If it is genuine, the Kafkania pebble, dated to the 17th century BC, would be the oldest known Mycenean inscription, and hence the earliest preserved testimony of the Greek language. Besides that, an inscribed clay tablet was found in Iklaina dating to between 1450 and 1350 B.C.

It is claimed that a Linear B inscription is attested on an amber bead found as far at Bernstorf, in Germany.

The Knossos archive was dated by Arthur Evans to the destruction by conflagration of about 1400 BC, which would have baked and preserved the clay tablets. He dated this event to the LM II period. This view stood until Carl Blegen excavated the site of ancient Pylos in 1939 and uncovered tablets inscribed in Linear B. They were fired in the conflagration that destroyed Pylos about 1200 BC, at the end of LHIIIB. With the decipherment of Linear B by Michael Ventris in 1952, serious questions about Evans’ date began to be considered. Most notably, Blegen said that the inscribed stirrup jars, which are oil flasks with stirrup-shaped handles, imported from Crete around 1200 were of the same type as those dated by Evans to the destruction of 1400. Blegen found a number of similarities between 1200 BC Pylos and 1400 BC Knossos and suggested the Knossian evidence be reexamined, as he was sure of the 1200 Pylian date.

The examination uncovered a number of difficulties. The Knossos tablets had been found at various locations in the palace. Evans had not kept exact records. Recourse was had to the day books of Evans’ assistant, Duncan Mackenzie, who had conducted the day-to-day excavations. There were discrepancies between the notes in the day books and Evans’ excavation reports.
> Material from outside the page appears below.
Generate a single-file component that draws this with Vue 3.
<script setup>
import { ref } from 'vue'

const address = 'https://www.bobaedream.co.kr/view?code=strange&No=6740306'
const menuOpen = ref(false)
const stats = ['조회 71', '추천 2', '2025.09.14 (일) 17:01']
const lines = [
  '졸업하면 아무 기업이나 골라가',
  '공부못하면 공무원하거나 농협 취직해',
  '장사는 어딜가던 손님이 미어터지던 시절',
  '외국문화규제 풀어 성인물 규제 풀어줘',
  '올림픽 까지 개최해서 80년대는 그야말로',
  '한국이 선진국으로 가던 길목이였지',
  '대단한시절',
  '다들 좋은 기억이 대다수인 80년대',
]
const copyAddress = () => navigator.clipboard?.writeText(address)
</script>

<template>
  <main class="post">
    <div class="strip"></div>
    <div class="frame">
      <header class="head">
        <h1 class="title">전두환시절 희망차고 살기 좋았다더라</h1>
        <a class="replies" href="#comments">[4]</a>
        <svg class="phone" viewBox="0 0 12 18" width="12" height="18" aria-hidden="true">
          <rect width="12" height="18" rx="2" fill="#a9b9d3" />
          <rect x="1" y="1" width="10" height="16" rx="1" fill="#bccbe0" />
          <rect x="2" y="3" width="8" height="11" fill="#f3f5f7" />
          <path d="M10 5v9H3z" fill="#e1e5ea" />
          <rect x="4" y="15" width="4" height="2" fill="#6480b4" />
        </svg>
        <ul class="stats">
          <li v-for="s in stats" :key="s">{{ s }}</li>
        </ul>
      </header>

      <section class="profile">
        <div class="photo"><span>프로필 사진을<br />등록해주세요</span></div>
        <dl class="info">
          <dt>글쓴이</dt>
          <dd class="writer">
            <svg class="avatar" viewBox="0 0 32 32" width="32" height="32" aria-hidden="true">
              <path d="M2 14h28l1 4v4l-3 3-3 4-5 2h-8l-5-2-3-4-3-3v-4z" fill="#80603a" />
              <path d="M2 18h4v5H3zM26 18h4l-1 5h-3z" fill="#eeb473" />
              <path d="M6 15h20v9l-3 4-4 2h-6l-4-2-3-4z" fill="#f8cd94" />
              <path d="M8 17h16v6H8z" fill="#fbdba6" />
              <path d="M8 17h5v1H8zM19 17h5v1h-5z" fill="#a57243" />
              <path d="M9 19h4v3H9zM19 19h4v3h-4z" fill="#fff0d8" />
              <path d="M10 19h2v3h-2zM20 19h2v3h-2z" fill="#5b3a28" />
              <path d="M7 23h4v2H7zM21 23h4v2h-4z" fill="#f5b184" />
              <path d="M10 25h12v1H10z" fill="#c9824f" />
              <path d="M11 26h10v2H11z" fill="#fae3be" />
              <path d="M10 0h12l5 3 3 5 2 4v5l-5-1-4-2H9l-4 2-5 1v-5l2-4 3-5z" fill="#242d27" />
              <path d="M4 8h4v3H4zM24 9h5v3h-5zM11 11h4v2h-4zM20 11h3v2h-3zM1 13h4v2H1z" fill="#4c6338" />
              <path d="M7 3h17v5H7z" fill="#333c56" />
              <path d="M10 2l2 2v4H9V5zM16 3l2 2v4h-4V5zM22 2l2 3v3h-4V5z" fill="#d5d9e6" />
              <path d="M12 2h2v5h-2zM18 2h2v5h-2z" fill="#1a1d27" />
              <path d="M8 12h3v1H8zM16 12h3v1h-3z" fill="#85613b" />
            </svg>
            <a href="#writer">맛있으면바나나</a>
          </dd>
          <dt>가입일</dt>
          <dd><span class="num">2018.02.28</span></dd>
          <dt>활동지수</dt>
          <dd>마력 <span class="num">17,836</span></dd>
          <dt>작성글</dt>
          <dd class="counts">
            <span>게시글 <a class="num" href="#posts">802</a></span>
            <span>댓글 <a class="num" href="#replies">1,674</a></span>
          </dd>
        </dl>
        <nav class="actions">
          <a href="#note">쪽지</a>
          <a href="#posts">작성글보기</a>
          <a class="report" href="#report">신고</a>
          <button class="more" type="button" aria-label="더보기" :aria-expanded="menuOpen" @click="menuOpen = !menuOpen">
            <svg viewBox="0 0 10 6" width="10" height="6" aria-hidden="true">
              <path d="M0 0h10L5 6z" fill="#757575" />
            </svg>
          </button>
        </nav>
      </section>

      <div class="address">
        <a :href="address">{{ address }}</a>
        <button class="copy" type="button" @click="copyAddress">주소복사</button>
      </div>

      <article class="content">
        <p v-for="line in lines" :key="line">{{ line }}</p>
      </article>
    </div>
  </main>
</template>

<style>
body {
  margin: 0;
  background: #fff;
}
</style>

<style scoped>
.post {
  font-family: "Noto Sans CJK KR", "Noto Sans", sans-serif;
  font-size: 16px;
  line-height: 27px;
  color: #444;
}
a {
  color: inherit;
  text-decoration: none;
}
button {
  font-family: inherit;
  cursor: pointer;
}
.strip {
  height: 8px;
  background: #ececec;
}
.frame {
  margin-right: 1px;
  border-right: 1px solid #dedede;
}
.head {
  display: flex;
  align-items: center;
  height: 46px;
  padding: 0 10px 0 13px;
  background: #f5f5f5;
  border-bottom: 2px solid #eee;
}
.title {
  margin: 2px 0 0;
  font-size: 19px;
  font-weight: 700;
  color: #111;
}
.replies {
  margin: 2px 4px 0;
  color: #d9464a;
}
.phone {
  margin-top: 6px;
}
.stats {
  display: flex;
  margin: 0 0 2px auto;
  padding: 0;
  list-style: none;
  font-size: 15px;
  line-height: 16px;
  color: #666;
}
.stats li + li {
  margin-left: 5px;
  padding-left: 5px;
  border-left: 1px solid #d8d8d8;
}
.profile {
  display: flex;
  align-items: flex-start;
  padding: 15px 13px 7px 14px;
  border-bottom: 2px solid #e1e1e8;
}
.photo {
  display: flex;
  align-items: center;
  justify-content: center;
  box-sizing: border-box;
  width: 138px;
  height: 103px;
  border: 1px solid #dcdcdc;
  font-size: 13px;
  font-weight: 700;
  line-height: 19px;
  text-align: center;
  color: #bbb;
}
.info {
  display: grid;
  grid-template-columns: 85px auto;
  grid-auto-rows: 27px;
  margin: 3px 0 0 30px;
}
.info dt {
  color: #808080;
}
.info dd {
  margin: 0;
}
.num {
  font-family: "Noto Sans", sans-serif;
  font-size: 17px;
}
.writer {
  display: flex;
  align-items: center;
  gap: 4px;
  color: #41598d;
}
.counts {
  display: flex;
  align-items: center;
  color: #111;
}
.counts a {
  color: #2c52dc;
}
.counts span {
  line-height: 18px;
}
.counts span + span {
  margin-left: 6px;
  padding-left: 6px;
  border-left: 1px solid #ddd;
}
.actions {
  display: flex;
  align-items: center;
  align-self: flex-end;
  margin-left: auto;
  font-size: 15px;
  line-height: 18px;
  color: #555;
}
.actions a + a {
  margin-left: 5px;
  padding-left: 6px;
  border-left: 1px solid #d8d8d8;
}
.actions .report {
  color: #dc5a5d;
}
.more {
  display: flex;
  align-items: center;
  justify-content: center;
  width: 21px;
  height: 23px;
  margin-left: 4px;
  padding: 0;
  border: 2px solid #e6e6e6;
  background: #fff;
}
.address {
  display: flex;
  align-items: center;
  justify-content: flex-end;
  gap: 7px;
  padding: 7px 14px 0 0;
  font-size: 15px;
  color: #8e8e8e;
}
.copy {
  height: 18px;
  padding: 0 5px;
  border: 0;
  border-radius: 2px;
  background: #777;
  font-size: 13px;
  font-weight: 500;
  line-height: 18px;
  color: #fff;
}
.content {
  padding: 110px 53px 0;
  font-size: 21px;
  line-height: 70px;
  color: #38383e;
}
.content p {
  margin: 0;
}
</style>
Moreover, the two men had disagreed over the location and strata of the tablets. The results of the reinvestigation were eventually published by Palmer and Boardman, On the Knossos Tablets. It contains two works, Leonard Robert Palmer’s The Find-Places of the Knossos Tablets and John Boardman’s The Date of the Knossos Tablets, representing Blegen’s and Evans’ views respectively. Consequently, the dispute was known for a time as “the Palmer-Boardman dispute”. There has been no generally accepted resolution to it yet.
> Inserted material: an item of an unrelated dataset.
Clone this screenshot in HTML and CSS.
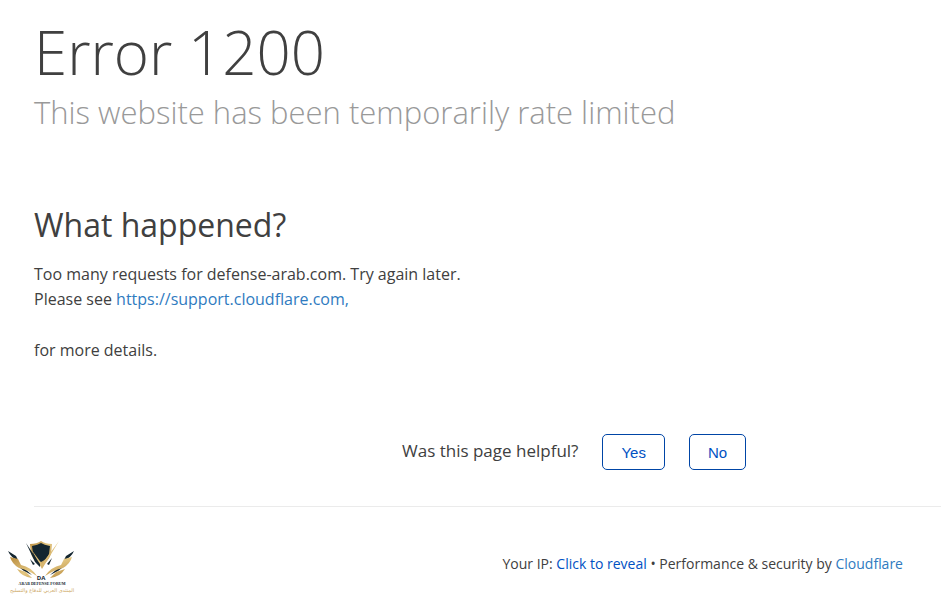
FILE: index.html
```html
<!DOCTYPE html>
<html lang="en">
<head>
<meta charset="utf-8">
<meta name="viewport" content="width=device-width, initial-scale=1">
<title>Error 1200</title>
<link rel="stylesheet" href="styles.css">
</head>
<body>
<main class="page">
  <header class="heading">
    <h1 class="title">Error 1200</h1>
    <p class="subtitle">This website has been temporarily rate limited</p>
  </header>
  <section class="details">
    <h2 class="details-title">What happened?</h2>
    <p class="details-text">Too many requests for defense-arab.com. Try again later.<br>Please see <a class="link" href="https://support.cloudflare.com">https://support.cloudflare.com,</a></p>
    <p class="details-text">for more details.</p>
  </section>
  <section class="feedback">
    <span class="feedback-label">Was this page helpful?</span>
    <button class="button" type="button">Yes</button>
    <button class="button" type="button">No</button>
  </section>
</main>
<footer class="footer">
  <svg class="logo" viewBox="0 0 70 56" role="img" aria-label="Arab Defense Forum">
    <defs>
      <linearGradient id="gold" x1="0" y1="0" x2="1" y2="1">
        <stop offset="0" stop-color="#b98c3e"/>
        <stop offset=".5" stop-color="#e3c681"/>
        <stop offset="1" stop-color="#b88a3d"/>
      </linearGradient>
    </defs>
    <path fill="url(#gold)" d="M24 4Q31 4 35 1Q39 4 46 4L45 14Q42 22 35 26Q28 22 25 14Z"/>
    <path fill="#142630" d="M26 6Q32 5 35 3Q38 5 44 6L43 14Q41 19 35 22Q29 19 27 14Z"/>
    <path fill="url(#gold)" d="M25 9 36 24 53 1 36 29Z"/>
    <path fill="#142630" d="M20 3 34 24 34 27 29 22ZM24 19 29 24 27 25ZM41 24 46 18 43 25Z"/>
    <path fill="#142630" d="M2 11 10 16 12 20Q5 18 2 11ZM9 24 19 29 26 35 18 31ZM68 11 60 16 58 20Q65 18 68 11ZM61 24 51 29 44 35 52 31Z"/>
    <path fill="url(#gold)" d="M4 17 12 19 15 25Q25 27 31 36Q22 30 13 28Q6 24 4 17ZM66 17 58 19 55 25Q45 27 39 36Q48 30 57 28Q64 24 66 17ZM11 29 20 32 26 38Q16 37 11 29ZM59 29 50 32 44 38Q54 37 59 29Z"/>
    <text class="logo-initials" x="35" y="40">DA</text>
    <text class="logo-name" x="36" y="45">ARAB DEFENSE FORUM</text>
    <text class="logo-arabic" x="36" y="52" direction="rtl">المنتدى العربي للدفاع والتسليح</text>
  </svg>
  <p class="credits">Your IP: <button class="reveal" type="button">Click to reveal</button> • Performance &amp; security by <a class="link" href="https://www.cloudflare.com">Cloudflare</a></p>
</footer>
</body>
</html>
```
FILE: styles.css
```css
* {
  box-sizing: border-box;
}

body {
  margin: 0;
  background: #fff;
  color: #404040;
  font-family: "Segoe UI", "Open Sans", "Noto Sans", sans-serif;
  font-size: 16px;
  line-height: 25px;
}

h1, h2, p {
  margin: 0;
}

.page {
  margin-left: 34px;
  padding-top: 20px;
  border-bottom: 1px solid #ebebeb;
}

.title {
  font-size: 60px;
  font-weight: 300;
  line-height: 64px;
}

.subtitle {
  color: #999;
  font-size: 31px;
  font-weight: 300;
  line-height: 56px;
}

.details {
  padding-top: 60px;
}

.details-title {
  margin-bottom: 12px;
  font-size: 32px;
  font-weight: 400;
  line-height: 50px;
}

.details-text {
  margin-bottom: 26px;
}

.link {
  color: #2f7bbf;
  text-decoration: none;
}

.feedback {
  display: flex;
  align-items: flex-start;
  padding: 45px 0 36px 368px;
}

.feedback-label {
  padding-top: 4px;
  font-size: 17px;
}

.button {
  height: 36px;
  margin-left: 24px;
  padding: 0 18px;
  border: 1px solid #0045a6;
  border-radius: 5px;
  background: #fff;
  color: #0051c3;
  font-family: "Liberation Sans", Arial, sans-serif;
  font-size: 15px;
}

.footer {
  display: flex;
  align-items: flex-start;
  justify-content: space-between;
  padding: 33px 38px 0 6px;
}

.logo {
  width: 70px;
  height: 56px;
}

.logo-initials, .logo-name, .logo-arabic {
  text-anchor: middle;
}

.logo-initials {
  fill: #142630;
  font: bold 6px "Open Sans", sans-serif;
}

.logo-name {
  fill: #142630;
  font: bold 4px "Liberation Serif", serif;
}

.logo-arabic {
  fill: #cda763;
  font: 5px "DejaVu Sans", sans-serif;
}

.credits {
  padding-top: 11px;
  font-size: 14px;
}

.reveal {
  padding: 0;
  border: 0;
  background: none;
  color: #0051c3;
  font: inherit;
}
```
The major cities and palaces used Linear B for records of disbursements of goods. Wool, sheep, and grain were some common items, often given to groups of religious people and to groups of “men watching the coastline.”

The tablets were kept in groups in baskets on shelves, judging by impressions left in the clay from the weaving of the baskets. When the buildings they were housed in were destroyed by fires, many of the tablets were fired.

Michael Ventris and John Chadwick performed the bulk of their decipherment of Linear B between 1951 and 1953. At first, Ventris chose his own numbering system, and agreed with Evans’ hypothesis that Linear B was not Greek; however he later switched back to Bennett’s system. His decipherment, however, would not have been possible without 180,000 cards with notations, created by Kober over several years. While Ventris ultimately made the final connections, Kober’s body of work was an integral part of the final solution.

Based on Kober’s work, and after making some assumptions, Ventris was able to deduce the pronunciation of the syllables. Some Linear B tablets had been discovered on the Greek mainland, and there was reason to believe that some of the chains of symbols he had encountered on the Cretan tablets were names. Noting that certain names appeared only in the Cretan texts, he made the guess that those names applied to cities on the island. This proved to be correct. Armed with the symbols he could decipher from this, Ventris soon unlocked much text and determined that the underlying language of Linear B was in fact Greek, in direct contradiction to the general scientific views of the times, and to Ventris’ own hunch that it would turn out to be Etruscan.

Ventris’ discovery was of some significance, because it demonstrated a Greek-speaking Minoan-Mycenaean culture on Crete, and presented Greek in writing some 600 years earlier than what was thought at the time.

In 1935, the British School at Athens was celebrating its fiftieth anniversary with an exhibition at Burlington House, London. Among the speakers was Sir Arthur Evans, then in his eighty-fourth year, and the teenager Michael Ventris was present in the audience. John Chadwick, a student of historical Greek, helped Ventris decipher the text and discover the vocabulary and grammar of Mycenaean Greek.